Line k+2 in the file lists the following statistics for the matrix whose
id number is k: Group, Name, nrows, ncols, nnz, isReal, isBinary, isND,
posdef, pattern_symmetry, numerical_symmetry, and
kind.
SVD-based statistics
The following statistics are not (yet) in the UFindex. They are currently
available only on the web page for each matrix. You can also
download the singular values at
www.cise.ufl.edu/research/sparse/svd.
These were typically calculated with s=svd(full(A)) in MATLAB, are are thus
only available for modest-sized matrices.
- norm(A): the 2-norm of A (the largest singular value)
- min(svd(A)): the smallest singular value
- cond(A): the 2-norm condition number, which is the ratio of
the largest over the smallest singular value.
- rank(A): the rank of the matrix, which is the number of
singular values larger than the tolerance of
max(m,n)*eps(norm(A)). This tolerance is plotted in green in the
figure.
- sprank(A)-rank(A): sprank(A) (see above)
is an upper bound on the rank of A.
- null space dimension: the dimension of the null space
(zero if it has full numerical rank).

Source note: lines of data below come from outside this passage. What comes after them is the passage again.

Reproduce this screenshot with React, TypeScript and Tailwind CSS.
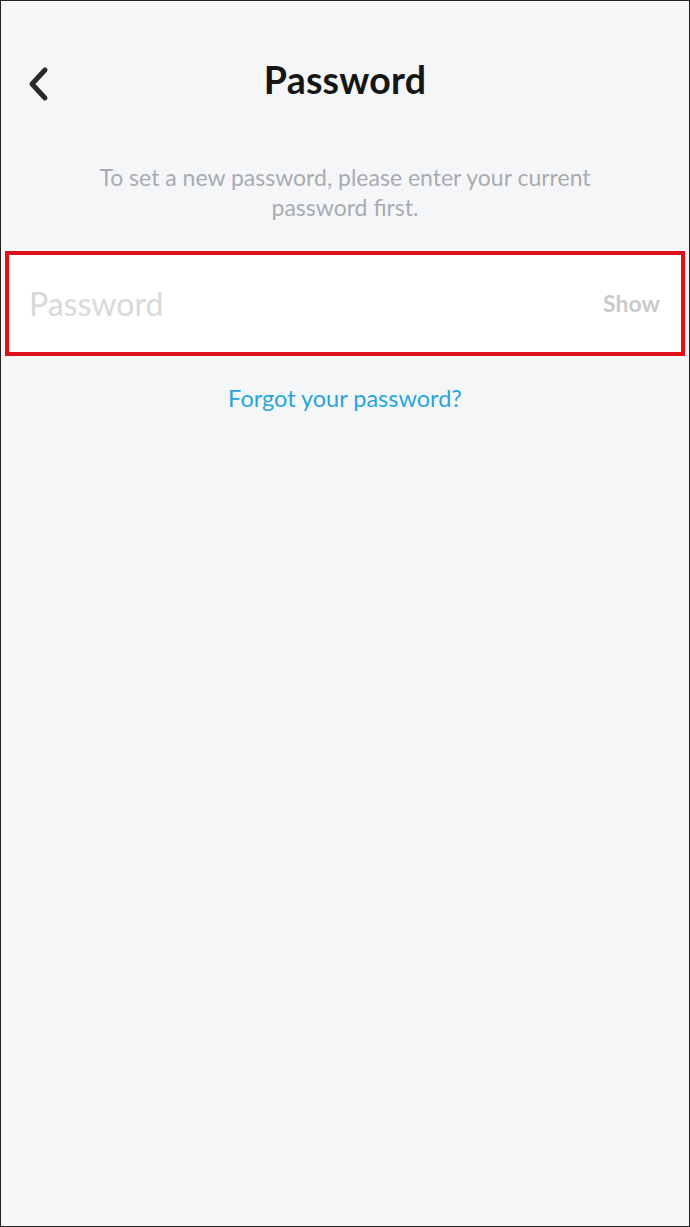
import React from "react";

export default function App() {
  return (
    <div
      className="h-[1227px] w-[690px] border border-[#222] bg-[#f5f6f8] box-border flex flex-col"
      style={{ fontFamily: "Lato, 'Noto Sans', sans-serif" }}
    >
      <div className="relative h-[64px] mt-[47px] flex items-center justify-center">
        <button className="absolute left-[23px] top-[18px] w-[28px] h-[36px] flex items-center justify-center">
          <svg width="26" height="36" viewBox="0 0 26 36" fill="none">
            <path d="M20 4 L7 18 L20 32" stroke="#2a2a2a" strokeWidth="5" strokeLinecap="round" strokeLinejoin="round" />
          </svg>
        </button>
        <h1 className="text-[37.5px] font-bold text-[#161616] tracking-[0.2px]">Password</h1>
      </div>
      <p className="mt-[50px] px-[60px] text-center text-[23px] leading-[30px] text-[#a8acb2]">
        To set a new password, please enter your current password first.
      </p>
      <div className="mt-[29px] mx-[4px] h-[105px] border-[4px] border-[#e0101a] bg-white flex items-center justify-between pl-[20px] pr-[21px]">
        <span className="text-[32px] text-[#d9d9d9]">Password</span>
        <span className="text-[23px] font-bold text-[#cacaca]">Show</span>
      </div>
      <div className="mt-[25px] text-center text-[23.5px] text-[#2aa5d9]">Forgot your password?</div>
    </div>
  );
}
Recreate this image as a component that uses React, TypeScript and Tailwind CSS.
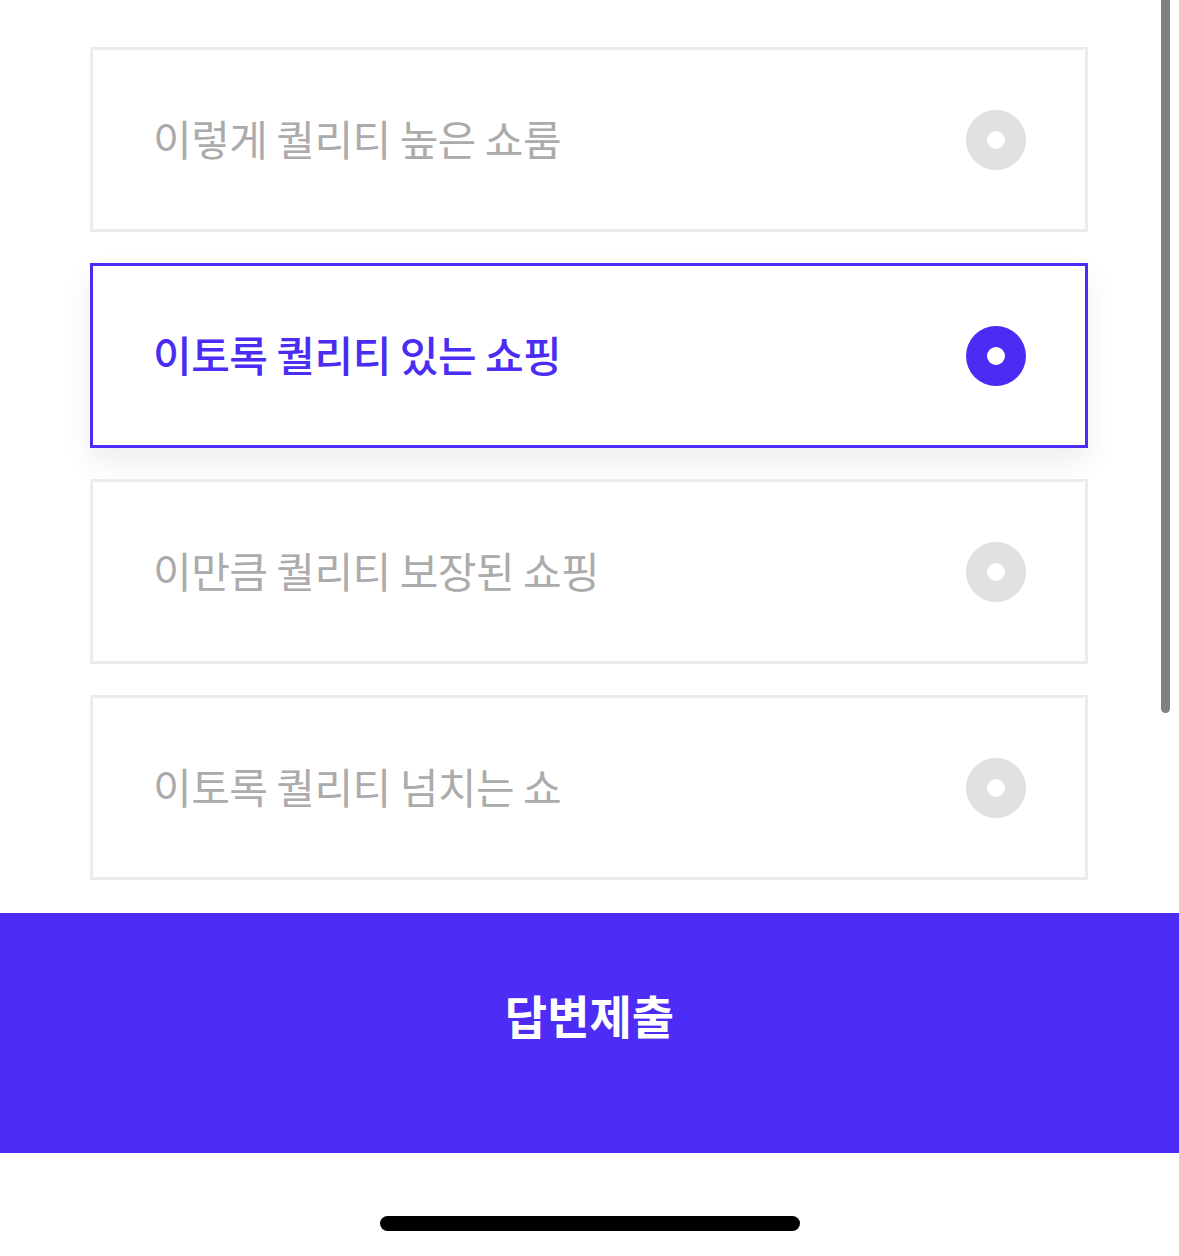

This is simply min(m,n)-rank(A).
- full numerical rank?: 'yes' or 'no'.
- singular value gap: if k=rank(A), and the
matrix is rank deficient, then this is the ratio s(k)/s(k+1).
A red line between the kth and (k+1)st singular value is drawn to
illustrate this gap.
- singular values: these can be downloaded as a MATLAB MAT-file.
Each file contains a struct with the fields: s (a vector containing
the singular values), how (a string stating how the SVD was
computed), and status (a string that is either 'ok' or a warning).
If the status shows that the SVD did not converge, the singular
values are probably not computed accurately.